Cerca nel blog

venerdì 19 novembre 2010

Per un punto Martin perse la cappa

Per dire che basta un niente, a volte, a provocare un disastro, il fallimento di un progetto meditato, d'una lunga fatica. Questa curiosa espressione deriva da un aneddoto che ebbe molto credito nel medioevo.
Secondo la tradizione, che risale al XVI secolo, Martino era abate del monastero di Asello. Volendo abbellire la sua abbazia, decise di apporre sul portale principale un cartello di benvenuto che recitasse: "Porta patens esto. Nulli claudatur honesto" ossia "La porta sia aperta. A nessuna persona onesta sia chiusa" (oppure anche "Porta, rimani aperta. Non chiuderti a nessun uomo onesto").

La frase era bella e ospitale ma chi esegui' l'incisione, nello scriverla, mise il punto dopo la parola nulli anziche' dopo esto.
L'iscrizione divenne cosi': "Porta patens esto nulli. Claudatur honesto" ossia "La porta non sia aperta a nessuno.
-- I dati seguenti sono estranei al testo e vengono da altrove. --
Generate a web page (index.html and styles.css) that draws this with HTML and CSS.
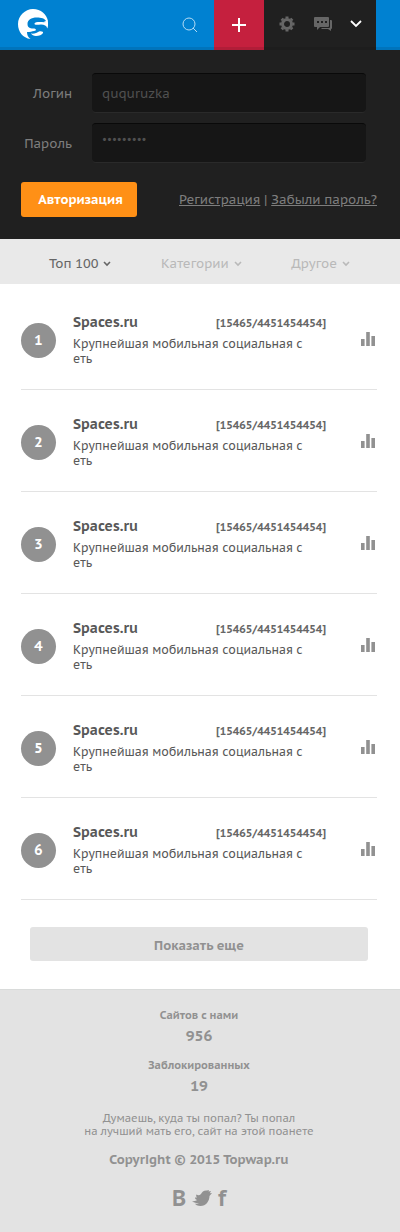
FILE: index.html
```
<!DOCTYPE html>
<html lang="ru">
<head>
  <meta charset="UTF-8">
  <meta name="viewport" content="width=device-width, initial-scale=1.0">
  <title>Topwap.ru</title>
  <link rel="stylesheet" href="styles.css">
</head>
<body>
  <svg class="sprite" aria-hidden="true">
    <symbol id="stat" viewBox="0 0 14 14">
      <path d="M0 7h3.600v7H0zM5.200 0h3.600v14H5.200zM10.400 4H14v10h-3.600z"/>
    </symbol>
    <symbol id="arrow" viewBox="0 0 8 6">
      <path d="M1 1l3 3 3-3" fill="none" stroke="currentColor" stroke-width="1.6"/>
    </symbol>
  </svg>

  <header class="header">
    <a class="logo" href="#" aria-label="Spaces">
      <svg width="30" height="30" viewBox="0 0 30 30" fill="#fff">
        <path d="M15 0C23 0 28.500 5 30 12L29.500 15C28.500 14 27 13.500 25 13.300L28 12C27 9.500 23 8.500 19 8.500C13 8.500 9.500 11 9.500 15C9.500 18.500 12 19.500 15 19.500C18.500 19.500 19 21.500 16 22C14 22.500 12 23 9 23C9 26 10 28 12.500 30C5 29 0 23 0 15C0 7 7 0 15 0Z"/>
        <path d="M16.500 14.500C17 12.800 21 12.800 24 13C26 13.300 28 13.500 30 13C30.300 15.500 30 18 29.300 19.500C28.500 16.500 26.500 15.500 23 15.500C20 15.500 16 16.500 16.500 14.500Z"/>
        <path d="M13 24.500C16 25 19 24 21 22.500C24 22 25.500 23 25 24C24 26 21 27 18 27C15.500 27 14 26 13 24.500Z"/>
      </svg>
    </a>
    <button class="search" type="button" aria-label="Поиск">
      <svg width="16" height="16" viewBox="0 0 16 16" fill="none" stroke="#b5dcf5">
        <circle cx="7" cy="7" r="6"/>
        <path d="M11 11l4 4"/>
      </svg>
    </button>
    <button class="add" type="button" aria-label="Добавить">
      <svg width="16" height="16" viewBox="0 0 16 16" stroke="#fff" stroke-width="2">
        <path d="M8 1v14M1 8h14"/>
      </svg>
    </button>
    <nav class="tools">
      <a href="#" aria-label="Настройки">
        <svg width="16" height="16" viewBox="0 0 16 16" fill="none" stroke="#666">
          <circle cx="8" cy="8" r="4.500" stroke-width="3"/>
          <path stroke-width="3" d="M8 .5v2M8 13.500v2M.5 8h2M13.500 8h2M2.700 2.700l1.400 1.400M11.900 11.900l1.400 1.400M13.300 2.700l-1.400 1.400M4.100 11.900l-1.400 1.400"/>
        </svg>
      </a>
      <a href="#" aria-label="Сообщения">
        <svg width="18" height="14" viewBox="0 0 18 14" fill="#666">
          <path d="M1 0h13q1 0 1 1v8q0 1-1 1H6l-3 3v-3H1q-1 0-1-1V1q0-1 1-1z"/>
          <path d="M16 3h1q1 0 1 1v7q0 1-1 1v2l-3-2H7l1-1h7q1 0 1-1z"/>
          <path d="M3 4h2v2H3zM7 4h2v2H7zM11 4h2v2h-2z" fill="#202020"/>
        </svg>
      </a>
      <a href="#" aria-label="Меню">
        <svg width="12" height="8" viewBox="0 0 12 8" fill="none" stroke="#fff" stroke-width="1.800">
          <path d="M1 1l5 5 5-5"/>
        </svg>
      </a>
    </nav>
  </header>

  <form class="login">
    <div class="field">
      <label for="login">Логин</label>
      <input type="text" id="login" value="ququruzka">
    </div>
    <div class="field">
      <label for="password">Пароль</label>
      <input type="password" id="password" value="ququruzka">
    </div>
    <div class="login-bottom">
      <button type="submit">Авторизация</button>
      <p><a href="#">Регистрация</a> | <a href="#">Забыли пароль?</a></p>
    </div>
  </form>

  <nav class="tabs">
    <a class="active" href="#">Топ 100 <svg width="8" height="6"><use href="#arrow"/></svg></a>
    <a href="#">Категории <svg width="8" height="6"><use href="#arrow"/></svg></a>
    <a href="#">Другое <svg width="8" height="6"><use href="#arrow"/></svg></a>
  </nav>

  <main>
    <ol class="sites">
      <li>
        <span class="num">1</span>
        <div class="info">
          <h2><a href="#">Spaces.ru</a></h2>
          <span class="count">[15465/4451454454]</span>
          <p>Крупнейшая мобильная социальная с<br>еть</p>
        </div>
        <a class="stat" href="#" aria-label="Статистика"><svg width="14" height="14"><use href="#stat"/></svg></a>
      </li>
      <li>
        <span class="num">2</span>
        <div class="info">
          <h2><a href="#">Spaces.ru</a></h2>
          <span class="count">[15465/4451454454]</span>
          <p>Крупнейшая мобильная социальная с<br>еть</p>
        </div>
        <a class="stat" href="#" aria-label="Статистика"><svg width="14" height="14"><use href="#stat"/></svg></a>
      </li>
      <li>
        <span class="num">3</span>
        <div class="info">
          <h2><a href="#">Spaces.ru</a></h2>
          <span class="count">[15465/4451454454]</span>
          <p>Крупнейшая мобильная социальная с<br>еть</p>
        </div>
        <a class="stat" href="#" aria-label="Статистика"><svg width="14" height="14"><use href="#stat"/></svg></a>
      </li>
      <li>
        <span class="num">4</span>
        <div class="info">
          <h2><a href="#">Spaces.ru</a></h2>
          <span class="count">[15465/4451454454]</span>
          <p>Крупнейшая мобильная социальная с<br>еть</p>
        </div>
        <a class="stat" href="#" aria-label="Статистика"><svg width="14" height="14"><use href="#stat"/></svg></a>
      </li>
      <li>
        <span class="num">5</span>
        <div class="info">
          <h2><a href="#">Spaces.ru</a></h2>
          <span class="count">[15465/4451454454]</span>
          <p>Крупнейшая мобильная социальная с<br>еть</p>
        </div>
        <a class="stat" href="#" aria-label="Статистика"><svg width="14" height="14"><use href="#stat"/></svg></a>
      </li>
      <li>
        <span class="num">6</span>
        <div class="info">
          <h2><a href="#">Spaces.ru</a></h2>
          <span class="count">[15465/4451454454]</span>
          <p>Крупнейшая мобильная социальная с<br>еть</p>
        </div>
        <a class="stat" href="#" aria-label="Статистика"><svg width="14" height="14"><use href="#stat"/></svg></a>
      </li>
    </ol>
    <button class="more" type="button">Показать еще</button>
  </main>

  <footer class="footer">
    <dl>
      <dt>Сайтов с нами</dt>
      <dd>956</dd>
      <dt>Заблокированных</dt>
      <dd>19</dd>
    </dl>
    <p class="about">Думаешь, куда ты попал? Ты попал<br>на лучший мать его, сайт на этой поанете</p>
    <p class="copy">Copyright © 2015 Topwap.ru</p>
    <div class="social">
      <a href="#" aria-label="ВКонтакте">B</a>
      <a href="#" aria-label="Twitter">
        <svg width="20" height="16" viewBox="0 0 20 16" fill="#919191">
          <path d="M0 11C2 11.500 4 11 5 10C3.500 9.500 3 8.500 3 7.500L5 7.500C4 6.500 4 5 4.500 4.500C6 5.500 7.500 5.500 9 4C10 2 12 0 15 0.500L17 0L16.500 1.500L19 1L17.800 3.200L20 3L17.500 6C17.500 11 14 16 8.500 16C5.500 16 3.500 15 3 13.500C4.500 14 6 13.500 7 13C4 13.200 1.500 12.500 0 11Z"/>
        </svg>
      </a>
      <a href="#" aria-label="Facebook">f</a>
    </div>
  </footer>
</body>
</html>
```
FILE: styles.css
```
* {
  box-sizing: border-box;
}
body {
  margin: 0;
  background-color: #fff;
  color: #585858;
  font-family: "PT Sans Caption", "Noto Sans", sans-serif;
  font-size: 13px;
}
a {
  color: inherit;
  text-decoration: none;
}
button, input {
  font: inherit;
  border: 0;
}
button {
  padding: 0;
  cursor: pointer;
}
svg {
  display: block;
}
p, h2, dl, dd, ol {
  margin: 0;
  padding: 0;
}
.sprite {
  display: none;
}

/* header */
.header {
  display: flex;
  height: 50px;
  padding: 0 24px 0 18px;
  background-color: #0081d1;
  box-shadow: inset 0 -3px #0074bc;
}
.logo {
  margin-right: auto;
  padding-top: 9px;
}
.search, .add {
  display: flex;
  justify-content: center;
  align-items: center;
  width: 48px;
  background: none;
}
.add {
  width: 50px;
  background-color: #c5203e;
  box-shadow: inset 0 -3px #b11d38;
}
.tools {
  display: flex;
  justify-content: space-between;
  align-items: center;
  width: 112px;
  padding: 0 14px 2px 15px;
  background-color: #202020;
  box-shadow: inset 0 -3px #1d1d1d;
}

/* login form */
.login {
  padding: 23px 23px 22px 21px;
  background-color: #202020;
  color: #7d7d7d;
}
.field {
  display: flex;
  align-items: center;
  gap: 20px;
  margin: 0 11px 10px 0;
}
.field label {
  width: 51px;
  text-align: right;
}
.field input {
  flex: 1;
  min-width: 0;
  height: 40px;
  padding: 0 10px;
  border-top: 1px solid #090909;
  border-bottom: 1px solid #2a2a2a;
  border-radius: 4px;
  background-color: #161616;
  color: #505050;
}
.field input[type="password"] {
  padding-bottom: 7px;
  font-size: 10px;
}
.login-bottom {
  display: flex;
  justify-content: space-between;
  align-items: center;
  margin-top: 19px;
}
.login-bottom button {
  width: 116px;
  height: 35px;
  padding-left: 3px;
  border-radius: 3px;
  background-color: #ff9016;
  color: #fff;
  font-weight: bold;
}
.login-bottom a {
  text-decoration: underline;
}

/* tabs */
.tabs {
  display: flex;
  justify-content: space-between;
  align-items: center;
  height: 45px;
  padding: 4px 50px 0 49px;
  background-color: #e9e9e9;
  color: #b9b9b9;
}
.tabs a {
  display: flex;
  align-items: center;
  gap: 5px;
}
.tabs .active {
  color: #666;
}

/* list of sites */
main {
  padding: 4px 23px 28px 21px;
}
.sites {
  list-style: none;
}
.sites li {
  display: flex;
  align-items: center;
  height: 102px;
  border-bottom: 1px solid #e3e3e3;
}
.num {
  width: 35px;
  height: 35px;
  margin-top: 3px;
  border-radius: 50%;
  background-color: #919191;
  color: #fff;
  font-size: 14px;
  font-weight: bold;
  line-height: 35px;
  text-align: center;
}
.info {
  display: grid;
  grid-template-columns: 1fr auto;
  align-items: center;
  flex: 1;
  margin: 0 35px 0 17px;
}
.info h2 {
  padding-bottom: 3px;
  font-size: 14px;
  line-height: 21px;
}
.count {
  padding-bottom: 1px;
  color: #666;
  font-size: 11px;
  font-weight: bold;
}
.info p {
  grid-column: 1 / -1;
  font-size: 12px;
  line-height: 15px;
  white-space: nowrap;
}
.stat {
  margin-right: 2px;
  fill: #919191;
}
.more {
  display: block;
  width: calc(100% - 18px);
  height: 34px;
  margin: 27px 9px 0;
  padding-top: 2px;
  border-radius: 3px;
  background-color: #e3e3e3;
  color: #919191;
  font-weight: bold;
}

/* footer */
.footer {
  padding: 15px 2px 22px 0;
  border-top: 1px solid #d9dbda;
  background-color: #e3e3e3;
  color: #919191;
  text-align: center;
}
.footer dt {
  font-size: 11px;
  font-weight: bold;
  line-height: 20px;
}
.footer dd {
  margin-bottom: 8px;
  font-size: 15px;
  font-weight: bold;
  line-height: 22px;
}
.about {
  margin-top: 15px;
  font-size: 11px;
  line-height: 13px;
}
.copy {
  margin-top: 12px;
  font-weight: bold;
  line-height: 20px;
}
.social {
  display: flex;
  justify-content: center;
  align-items: center;
  gap: 6px;
  margin-top: 16px;
  font-size: 22px;
  font-weight: bold;
  line-height: 24px;
}
```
Sia chiusa alle persone oneste".

Lo scandalo prodotto dalla trasposizione del punto fu enorme, e il papa dovette privare Martino della carica di abate.  A ricordare l'errore di Martino provvide il suo successore, che fece correggere l'iscrizione errata, completandola con la frase "Uno pro puncto caruit Martinus Asello (o Ob solum punctum ...)" ossia "Per un unico punto Martino perse Asello" che e' il corrispondente latino del modo di dire molto diffuso nella lingua italiana e radicato nella memoria orale che e' per l'appunto "Per un punto Martin perse la cappa".

La frase "Per un punto Martin perse la cappa" viene, quindi, citata oggi per indicare la perdita, per una disattenzione, di qualcosa d'importante e di desiderato.